The disclosures at the closed-door meeting by Australian Cardinal George Pell, installed as secretary for the economy a year ago, was part of a wide-ranging overview of efforts at financial reform under Francis presented today to cardinals from around the world.

“We’re sound,” Pell said of the Vatican’s financial condition. “We’re muddled, it’s been muddled, there’s been inadequate information, but we’re far from broke.”

Pell spoke in an exclusive interview with Crux from his Vatican office.

In a speech to cardinals on Friday who were meeting in Rome ahead of a Saturday ceremony in which Pope Francis will create 20 new Princes of the Church, Pell said the Vatican’s total assets include some $500 million in various accounts that were purposefully excluded from an overall 2013 balance sheet, as well as $1 billion in assets that should have been included in that report but weren’t.

Pell stressed the discrepancies were not the result of illegal activity, but an overly compartmentalized and unwieldy reporting system that allowed significant pockets of assets to go undetected. He styled Friday’s revelations as a major step forward for transparency.

“This is the first time we’ve had a comprehensive and, we believe, accurate picture about what’s going on economically,” Pell said.
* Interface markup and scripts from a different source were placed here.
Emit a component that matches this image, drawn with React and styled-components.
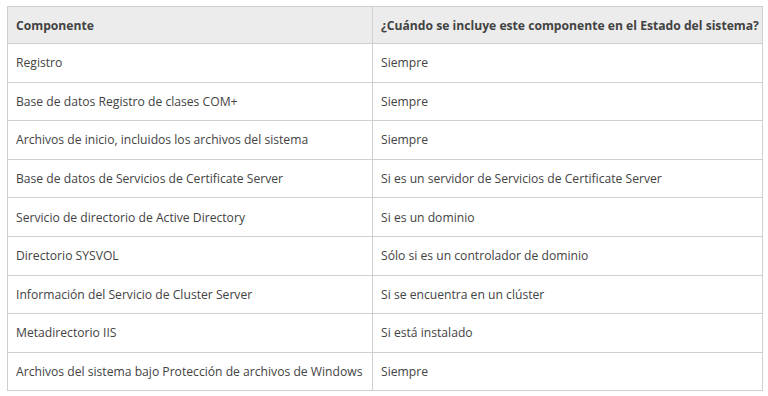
import React from 'react';
import styled, { createGlobalStyle } from 'styled-components';

const GlobalStyle = createGlobalStyle`
  html, body {
    margin: 0;
    padding: 0;
    background: #fff;
  }
`;

const Page = styled.div`
  padding: 6px 5px 6px 7px;
  font-family: 'Open Sans', 'Noto Sans', 'Liberation Sans', sans-serif;
`;

const Table = styled.table`
  width: 756px;
  border-collapse: collapse;
  table-layout: fixed;
  font-size: 12.15px;
  color: #434343;

  th,
  td {
    border: 1px solid #cfcfcf;
    text-align: left;
    padding: 0 8px;
    white-space: nowrap;
  }

  th {
    background: #ececec;
    height: 36px;
    font-weight: 700;
    color: #424242;
  }

  td {
    height: 37.6px;
  }
`;

const rows = [
  ['Registro', 'Siempre'],
  ['Base de datos Registro de clases COM+', 'Siempre'],
  ['Archivos de inicio, incluidos los archivos del sistema', 'Siempre'],
  ['Base de datos de Servicios de Certificate Server', 'Si es un servidor de Servicios de Certificate Server'],
  ['Servicio de directorio de Active Directory', 'Si es un dominio'],
  ['Directorio SYSVOL', 'Sólo si es un controlador de dominio'],
  ['Información del Servicio de Cluster Server', 'Si se encuentra en un clúster'],
  ['Metadirectorio IIS', 'Si está instalado'],
  ['Archivos del sistema bajo Protección de archivos de Windows', 'Siempre'],
];

export default function App() {
  return (
    <Page>
      <GlobalStyle />
      <Table>
        <colgroup>
          <col style={{ width: 365 }} />
          <col />
        </colgroup>
        <thead>
          <tr>
            <th>Componente</th>
            <th>¿Cuándo se incluye este componente en el Estado del sistema?</th>
          </tr>
        </thead>
        <tbody>
          {rows.map(([a, b]) => (
            <tr key={a}>
              <td>{a}</td>
              <td>{b}</td>
            </tr>
          ))}
        </tbody>
      </Table>
    </Page>
  );
}
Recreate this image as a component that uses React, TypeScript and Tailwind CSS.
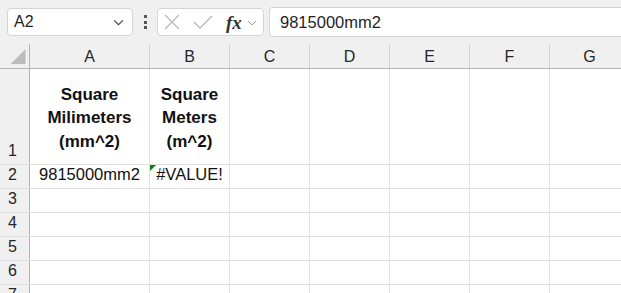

He said the clean-up effort on finances drew “massive support” from the cardinals gathered in Rome.

On other matters, Pell conceded that his clean-up operation stirred “enthusiastic opposition” earlier in the process, especially from some of the Vatican’s other traditional centers of power such as the Secretariat of State, but said much of that has dimmed.

“There was a bit of a dream world that this wouldn’t really take off, that after some huffing and puffing the world would return to way it was,” he said.

He pointed to last October as a turning point, when Pope Francis approved a set of procedures for money management intended to bring the Vatican into line with international best practices.

“The penny dropped after that,” Pell said. “People realized the game has changed.”

He also confirmed a point made recently by Cardinal Wilfrid Napier of South Africa, a member of the Council for the Economy, in an interview with the Catholic News Service: That a proposed set of statutes for the new secretariat, prepared by the Pontifical Council for Legislative Texts, would have hamstrung their efforts.

In early December, Pell revealed in an essay for a Catholic publication in England that his office had discovered “hundreds of millions” of Euro in previously unreported assets, although by Friday’s report to the College of Cardinals, that total had risen to $1.5 billion.

Pell told Crux that while he can certify that number is accurate, he’s not yet sure that’s everything that was previously unreported.

He cautioned, however, that those discoveries have to be balanced against difficulties in maintaining the pension fund.

“We don’t want to frighten people, because the fund is secure for the next 10-15 years,” he said. “But to make sure we can fund pensions in 20 years’ time, we’ll have to somehow put in progressively at least $800 million to $900 million.”

Pell said the actual number may be higher still, given that projections on fund performance going forward may be overly “fanciful,” given trends in interest rates.

One of the Vatican’s senior financial officials, Pell said, went out of his way on Friday to reassure elderly cardinals that “their pensions are secure.”

Pell said that providing an honest picture of the Vatican’s true financial condition is the opening salvo of the broader reform effort.

“What we’ve got to do is to get in place structures so that the Vatican is a model to others and not a scandal,” he said. “We have to make it terribly difficult to return to waste and inefficiency and some measure of corruption.”

In terms of future steps, Pell vowed that an independent auditor general for the Vatican, reporting directly to the pope, will be appointed by the summer, and that sometime later in the year, a new supervisory board will be in place for the Administration of the Patrimony of the Apostolic See, another of the Vatican’s important financial centers.

Pell also promised that sometime later in the year, “for the first time ever in Vatican history,” the various departments will be providing quarterly reports comparing expenditures to budgets.

In general, Pell said, Pope Francis has supported the reform effort at every turn.

“Whenever there were things we couldn’t clean up on our own, he’s been there to support us,” he said.